From the listing below, pick out each line with the word "that".

* Entries taken from a collection *
★ ★ ★ ★ ★

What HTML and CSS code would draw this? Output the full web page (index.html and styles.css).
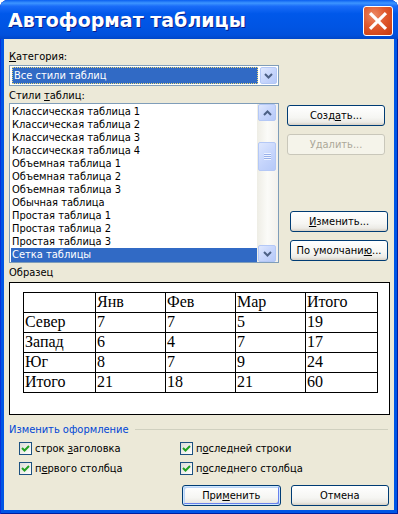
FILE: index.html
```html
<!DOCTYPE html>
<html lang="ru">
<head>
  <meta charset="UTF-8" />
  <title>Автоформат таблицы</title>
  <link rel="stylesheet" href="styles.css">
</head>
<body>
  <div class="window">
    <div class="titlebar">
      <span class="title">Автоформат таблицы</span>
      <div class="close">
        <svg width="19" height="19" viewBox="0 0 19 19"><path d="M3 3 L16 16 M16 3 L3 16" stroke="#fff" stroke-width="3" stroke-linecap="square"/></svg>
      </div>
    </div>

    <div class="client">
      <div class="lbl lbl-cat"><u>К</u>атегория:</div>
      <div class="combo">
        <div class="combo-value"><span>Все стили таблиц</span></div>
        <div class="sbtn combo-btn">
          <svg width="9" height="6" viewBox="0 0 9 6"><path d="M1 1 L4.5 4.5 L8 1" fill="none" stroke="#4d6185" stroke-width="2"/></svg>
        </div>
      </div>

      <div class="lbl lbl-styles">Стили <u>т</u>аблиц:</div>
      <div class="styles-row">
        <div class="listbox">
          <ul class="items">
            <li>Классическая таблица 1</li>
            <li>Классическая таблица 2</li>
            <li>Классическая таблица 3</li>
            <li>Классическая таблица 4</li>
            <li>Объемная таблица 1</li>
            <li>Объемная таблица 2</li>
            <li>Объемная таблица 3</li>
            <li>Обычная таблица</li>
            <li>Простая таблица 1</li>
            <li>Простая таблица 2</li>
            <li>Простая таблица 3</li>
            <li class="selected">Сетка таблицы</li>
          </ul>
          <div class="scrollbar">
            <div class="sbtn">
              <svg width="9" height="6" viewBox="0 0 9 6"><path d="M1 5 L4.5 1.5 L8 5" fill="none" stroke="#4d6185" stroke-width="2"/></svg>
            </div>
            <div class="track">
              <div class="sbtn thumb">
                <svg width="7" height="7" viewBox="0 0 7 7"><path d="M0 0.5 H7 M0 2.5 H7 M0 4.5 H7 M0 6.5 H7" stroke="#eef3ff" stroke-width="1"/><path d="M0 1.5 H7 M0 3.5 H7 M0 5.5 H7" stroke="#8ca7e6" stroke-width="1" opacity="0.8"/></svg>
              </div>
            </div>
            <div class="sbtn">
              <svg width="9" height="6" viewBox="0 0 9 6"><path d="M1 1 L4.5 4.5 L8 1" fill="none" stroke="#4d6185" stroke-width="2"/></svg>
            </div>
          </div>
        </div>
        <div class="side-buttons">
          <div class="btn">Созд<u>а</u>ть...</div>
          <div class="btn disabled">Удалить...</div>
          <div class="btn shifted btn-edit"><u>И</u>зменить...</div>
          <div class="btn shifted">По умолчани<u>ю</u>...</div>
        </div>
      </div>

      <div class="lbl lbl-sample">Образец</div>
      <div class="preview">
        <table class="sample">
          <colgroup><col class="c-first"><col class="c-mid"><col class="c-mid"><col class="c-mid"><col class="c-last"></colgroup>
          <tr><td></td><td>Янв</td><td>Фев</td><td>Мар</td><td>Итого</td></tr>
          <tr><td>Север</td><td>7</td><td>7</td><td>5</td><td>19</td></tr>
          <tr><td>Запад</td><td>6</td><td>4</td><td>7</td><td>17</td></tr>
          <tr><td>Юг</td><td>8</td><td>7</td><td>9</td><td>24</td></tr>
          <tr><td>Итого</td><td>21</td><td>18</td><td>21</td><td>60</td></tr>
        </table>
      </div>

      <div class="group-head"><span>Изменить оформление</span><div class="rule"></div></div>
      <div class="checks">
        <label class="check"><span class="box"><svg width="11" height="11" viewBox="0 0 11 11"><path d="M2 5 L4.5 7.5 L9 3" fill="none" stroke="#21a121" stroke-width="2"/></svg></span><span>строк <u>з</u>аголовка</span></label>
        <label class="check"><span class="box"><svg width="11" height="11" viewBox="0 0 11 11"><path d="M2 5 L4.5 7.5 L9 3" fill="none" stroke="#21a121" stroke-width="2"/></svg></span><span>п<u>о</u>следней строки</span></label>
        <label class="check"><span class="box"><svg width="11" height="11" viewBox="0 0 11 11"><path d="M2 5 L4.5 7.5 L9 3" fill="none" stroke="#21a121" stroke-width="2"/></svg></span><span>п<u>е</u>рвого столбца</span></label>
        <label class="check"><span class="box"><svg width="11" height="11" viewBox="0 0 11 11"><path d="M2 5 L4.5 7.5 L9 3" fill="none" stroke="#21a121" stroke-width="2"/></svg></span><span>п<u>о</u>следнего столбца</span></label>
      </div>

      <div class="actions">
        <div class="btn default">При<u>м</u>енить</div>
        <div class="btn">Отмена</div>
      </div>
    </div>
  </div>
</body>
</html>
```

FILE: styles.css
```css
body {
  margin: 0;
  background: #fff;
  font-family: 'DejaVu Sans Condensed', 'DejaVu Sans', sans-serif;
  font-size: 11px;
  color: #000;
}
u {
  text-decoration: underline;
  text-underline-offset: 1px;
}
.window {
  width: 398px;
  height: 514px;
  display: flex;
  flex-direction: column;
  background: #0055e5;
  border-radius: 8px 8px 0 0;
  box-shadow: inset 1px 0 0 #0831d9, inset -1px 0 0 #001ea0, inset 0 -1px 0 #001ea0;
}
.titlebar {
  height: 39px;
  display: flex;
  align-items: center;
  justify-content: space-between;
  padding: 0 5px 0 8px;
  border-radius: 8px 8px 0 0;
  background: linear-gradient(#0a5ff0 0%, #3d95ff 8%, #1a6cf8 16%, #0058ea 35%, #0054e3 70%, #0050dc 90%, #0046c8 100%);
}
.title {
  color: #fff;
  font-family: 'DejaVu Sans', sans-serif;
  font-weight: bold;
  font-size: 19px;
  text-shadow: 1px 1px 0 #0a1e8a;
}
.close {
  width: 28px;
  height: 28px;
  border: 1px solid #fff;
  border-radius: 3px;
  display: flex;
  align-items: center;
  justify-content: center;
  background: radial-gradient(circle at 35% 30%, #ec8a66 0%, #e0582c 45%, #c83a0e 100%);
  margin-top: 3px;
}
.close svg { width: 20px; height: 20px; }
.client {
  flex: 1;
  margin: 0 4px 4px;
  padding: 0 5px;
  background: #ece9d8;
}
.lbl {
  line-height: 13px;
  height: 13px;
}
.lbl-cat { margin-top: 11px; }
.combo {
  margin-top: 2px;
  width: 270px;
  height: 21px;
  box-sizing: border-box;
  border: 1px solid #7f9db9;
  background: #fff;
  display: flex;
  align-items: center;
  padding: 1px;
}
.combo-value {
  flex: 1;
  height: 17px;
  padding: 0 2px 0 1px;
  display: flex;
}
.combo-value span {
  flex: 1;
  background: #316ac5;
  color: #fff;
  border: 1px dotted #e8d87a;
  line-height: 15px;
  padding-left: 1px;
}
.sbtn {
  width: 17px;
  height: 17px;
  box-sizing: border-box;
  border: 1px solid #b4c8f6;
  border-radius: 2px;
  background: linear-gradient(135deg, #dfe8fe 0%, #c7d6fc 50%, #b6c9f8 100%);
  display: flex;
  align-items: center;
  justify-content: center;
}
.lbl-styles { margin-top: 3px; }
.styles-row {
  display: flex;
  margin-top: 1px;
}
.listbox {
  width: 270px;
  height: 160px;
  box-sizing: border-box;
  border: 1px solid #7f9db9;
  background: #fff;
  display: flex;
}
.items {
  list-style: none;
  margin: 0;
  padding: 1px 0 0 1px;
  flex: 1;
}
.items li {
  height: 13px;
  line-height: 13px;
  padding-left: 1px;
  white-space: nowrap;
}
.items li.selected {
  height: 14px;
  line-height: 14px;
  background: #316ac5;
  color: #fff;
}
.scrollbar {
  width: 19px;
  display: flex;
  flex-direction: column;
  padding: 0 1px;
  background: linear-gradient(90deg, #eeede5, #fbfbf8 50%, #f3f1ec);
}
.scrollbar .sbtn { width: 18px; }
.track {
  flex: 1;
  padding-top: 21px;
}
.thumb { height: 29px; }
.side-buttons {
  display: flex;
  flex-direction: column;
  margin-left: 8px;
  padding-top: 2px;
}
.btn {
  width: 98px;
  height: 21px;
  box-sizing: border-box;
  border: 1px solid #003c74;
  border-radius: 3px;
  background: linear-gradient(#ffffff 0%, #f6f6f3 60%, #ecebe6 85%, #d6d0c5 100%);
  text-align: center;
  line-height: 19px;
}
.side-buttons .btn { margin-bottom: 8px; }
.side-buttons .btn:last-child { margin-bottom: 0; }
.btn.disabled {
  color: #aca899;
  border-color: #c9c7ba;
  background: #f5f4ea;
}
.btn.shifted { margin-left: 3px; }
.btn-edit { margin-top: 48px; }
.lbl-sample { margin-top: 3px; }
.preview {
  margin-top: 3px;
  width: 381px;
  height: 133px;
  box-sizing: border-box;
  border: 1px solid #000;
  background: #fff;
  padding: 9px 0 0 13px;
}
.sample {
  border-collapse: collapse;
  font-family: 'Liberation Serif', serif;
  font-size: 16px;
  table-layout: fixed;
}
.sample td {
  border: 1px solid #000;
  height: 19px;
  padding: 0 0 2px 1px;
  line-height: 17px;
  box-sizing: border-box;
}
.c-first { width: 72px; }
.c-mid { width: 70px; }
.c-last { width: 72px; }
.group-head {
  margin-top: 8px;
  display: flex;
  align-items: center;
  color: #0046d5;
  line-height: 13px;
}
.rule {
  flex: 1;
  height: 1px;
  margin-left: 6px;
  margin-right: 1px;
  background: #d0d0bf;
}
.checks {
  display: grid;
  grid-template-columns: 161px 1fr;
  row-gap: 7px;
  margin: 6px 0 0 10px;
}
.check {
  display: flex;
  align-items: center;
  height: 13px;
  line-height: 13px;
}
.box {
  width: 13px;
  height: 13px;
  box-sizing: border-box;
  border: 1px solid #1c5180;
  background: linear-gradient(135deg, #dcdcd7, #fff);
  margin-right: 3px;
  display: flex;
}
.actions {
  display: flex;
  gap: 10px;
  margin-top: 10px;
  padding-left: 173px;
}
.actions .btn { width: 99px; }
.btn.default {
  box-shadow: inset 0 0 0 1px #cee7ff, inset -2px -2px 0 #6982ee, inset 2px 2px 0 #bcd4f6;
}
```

★ ★ ★ ★ ★

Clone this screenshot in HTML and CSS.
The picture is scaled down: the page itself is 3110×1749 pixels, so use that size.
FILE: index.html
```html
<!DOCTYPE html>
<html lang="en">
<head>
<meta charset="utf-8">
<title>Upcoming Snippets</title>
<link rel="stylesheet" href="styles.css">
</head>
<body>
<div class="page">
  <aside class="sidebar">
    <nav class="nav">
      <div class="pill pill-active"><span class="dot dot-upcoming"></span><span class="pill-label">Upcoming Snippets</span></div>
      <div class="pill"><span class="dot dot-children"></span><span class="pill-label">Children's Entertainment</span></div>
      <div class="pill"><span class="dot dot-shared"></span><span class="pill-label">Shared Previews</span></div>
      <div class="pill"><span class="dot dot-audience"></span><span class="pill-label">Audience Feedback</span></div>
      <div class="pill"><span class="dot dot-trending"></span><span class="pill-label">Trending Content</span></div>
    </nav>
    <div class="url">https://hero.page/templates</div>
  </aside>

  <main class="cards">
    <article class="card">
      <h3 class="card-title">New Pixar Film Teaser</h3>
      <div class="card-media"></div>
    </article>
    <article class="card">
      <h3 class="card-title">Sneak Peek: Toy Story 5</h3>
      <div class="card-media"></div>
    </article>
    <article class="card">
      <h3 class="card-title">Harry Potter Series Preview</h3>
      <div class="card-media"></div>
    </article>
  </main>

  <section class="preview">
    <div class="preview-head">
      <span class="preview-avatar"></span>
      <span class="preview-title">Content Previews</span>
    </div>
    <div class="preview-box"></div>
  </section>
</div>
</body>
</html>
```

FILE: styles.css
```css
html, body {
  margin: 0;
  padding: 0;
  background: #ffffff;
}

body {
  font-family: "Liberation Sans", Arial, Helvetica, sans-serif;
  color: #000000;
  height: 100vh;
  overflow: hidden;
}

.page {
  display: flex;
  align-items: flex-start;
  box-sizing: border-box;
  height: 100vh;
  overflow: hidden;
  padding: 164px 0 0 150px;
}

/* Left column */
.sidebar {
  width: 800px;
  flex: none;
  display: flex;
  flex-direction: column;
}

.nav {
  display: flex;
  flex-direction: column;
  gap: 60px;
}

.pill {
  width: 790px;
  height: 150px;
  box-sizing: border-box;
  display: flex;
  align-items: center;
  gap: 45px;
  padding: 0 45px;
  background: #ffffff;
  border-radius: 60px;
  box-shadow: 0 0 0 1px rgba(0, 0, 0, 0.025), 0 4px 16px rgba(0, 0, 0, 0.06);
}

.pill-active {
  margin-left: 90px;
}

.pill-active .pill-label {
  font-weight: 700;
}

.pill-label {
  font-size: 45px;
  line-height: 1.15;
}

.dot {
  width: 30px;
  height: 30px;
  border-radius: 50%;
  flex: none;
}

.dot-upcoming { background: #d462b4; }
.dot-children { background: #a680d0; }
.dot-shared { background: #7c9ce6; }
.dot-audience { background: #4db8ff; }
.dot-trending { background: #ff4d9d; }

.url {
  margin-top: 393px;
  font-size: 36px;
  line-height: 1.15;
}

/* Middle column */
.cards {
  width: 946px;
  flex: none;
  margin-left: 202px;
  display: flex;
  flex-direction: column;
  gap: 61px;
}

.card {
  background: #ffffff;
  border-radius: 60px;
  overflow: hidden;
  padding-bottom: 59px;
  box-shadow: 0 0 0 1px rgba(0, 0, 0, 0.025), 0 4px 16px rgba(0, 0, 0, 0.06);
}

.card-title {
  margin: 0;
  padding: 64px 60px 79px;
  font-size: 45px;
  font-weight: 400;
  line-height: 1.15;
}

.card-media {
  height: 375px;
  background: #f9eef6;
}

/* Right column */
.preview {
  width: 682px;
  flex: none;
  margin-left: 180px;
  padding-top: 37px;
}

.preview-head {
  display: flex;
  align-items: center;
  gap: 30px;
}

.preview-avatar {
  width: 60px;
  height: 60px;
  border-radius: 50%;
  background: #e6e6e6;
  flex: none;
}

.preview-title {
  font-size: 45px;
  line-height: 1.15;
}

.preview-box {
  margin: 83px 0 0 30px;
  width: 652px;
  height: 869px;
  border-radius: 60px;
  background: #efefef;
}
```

★ ★ ★ ★ ★

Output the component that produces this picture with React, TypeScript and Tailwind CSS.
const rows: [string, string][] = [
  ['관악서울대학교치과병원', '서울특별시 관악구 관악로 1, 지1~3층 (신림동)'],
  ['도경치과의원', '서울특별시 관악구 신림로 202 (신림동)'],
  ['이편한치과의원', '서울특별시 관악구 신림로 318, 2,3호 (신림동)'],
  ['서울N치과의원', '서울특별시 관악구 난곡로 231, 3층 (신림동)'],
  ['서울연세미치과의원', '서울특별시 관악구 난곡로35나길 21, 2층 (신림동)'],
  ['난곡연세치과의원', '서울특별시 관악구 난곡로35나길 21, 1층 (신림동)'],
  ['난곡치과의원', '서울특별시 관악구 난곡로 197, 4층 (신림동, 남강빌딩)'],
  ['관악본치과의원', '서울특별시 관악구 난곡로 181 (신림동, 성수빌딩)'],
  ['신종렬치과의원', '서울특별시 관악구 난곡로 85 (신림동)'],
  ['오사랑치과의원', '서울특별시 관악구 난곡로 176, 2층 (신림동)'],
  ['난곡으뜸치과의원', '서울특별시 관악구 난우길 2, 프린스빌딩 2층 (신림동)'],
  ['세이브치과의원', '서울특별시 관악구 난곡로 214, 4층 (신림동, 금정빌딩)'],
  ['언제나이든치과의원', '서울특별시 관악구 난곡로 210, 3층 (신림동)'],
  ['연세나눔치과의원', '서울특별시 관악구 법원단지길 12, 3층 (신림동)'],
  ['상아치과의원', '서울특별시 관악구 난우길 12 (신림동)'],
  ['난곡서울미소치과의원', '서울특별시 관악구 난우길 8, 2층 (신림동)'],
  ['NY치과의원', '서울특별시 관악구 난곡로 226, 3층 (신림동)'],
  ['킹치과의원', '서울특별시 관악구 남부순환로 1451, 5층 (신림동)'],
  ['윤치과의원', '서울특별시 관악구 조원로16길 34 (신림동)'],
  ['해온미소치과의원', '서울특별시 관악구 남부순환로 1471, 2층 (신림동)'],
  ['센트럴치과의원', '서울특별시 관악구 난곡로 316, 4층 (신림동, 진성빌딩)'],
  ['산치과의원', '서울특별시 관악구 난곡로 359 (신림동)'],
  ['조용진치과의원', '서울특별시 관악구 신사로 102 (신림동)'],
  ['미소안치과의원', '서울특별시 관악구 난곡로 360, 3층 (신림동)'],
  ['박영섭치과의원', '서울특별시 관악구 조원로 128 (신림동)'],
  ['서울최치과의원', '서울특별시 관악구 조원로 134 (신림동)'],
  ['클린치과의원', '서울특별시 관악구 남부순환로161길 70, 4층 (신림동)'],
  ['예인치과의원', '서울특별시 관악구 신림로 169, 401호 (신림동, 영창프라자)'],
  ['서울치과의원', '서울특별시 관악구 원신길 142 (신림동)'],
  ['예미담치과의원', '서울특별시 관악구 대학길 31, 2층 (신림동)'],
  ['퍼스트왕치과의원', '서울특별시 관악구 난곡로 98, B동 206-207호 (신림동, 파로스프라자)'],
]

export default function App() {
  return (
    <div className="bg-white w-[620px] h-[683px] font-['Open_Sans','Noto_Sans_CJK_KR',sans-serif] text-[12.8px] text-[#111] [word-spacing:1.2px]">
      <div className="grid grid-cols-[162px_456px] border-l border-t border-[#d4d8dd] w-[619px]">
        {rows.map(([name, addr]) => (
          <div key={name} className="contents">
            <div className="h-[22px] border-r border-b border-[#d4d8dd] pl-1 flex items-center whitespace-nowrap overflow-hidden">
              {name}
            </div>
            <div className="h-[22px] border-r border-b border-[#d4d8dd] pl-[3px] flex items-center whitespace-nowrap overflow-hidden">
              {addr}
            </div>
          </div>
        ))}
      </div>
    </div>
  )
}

★ ★ ★ ★ ★

* OUTPUT FOR THIS EXERCISE *
The picture is scaled down: the page itself is 3110×1749 pixels, so use that size.
Output the component that produces this picture with React, TypeScript and Tailwind CSS.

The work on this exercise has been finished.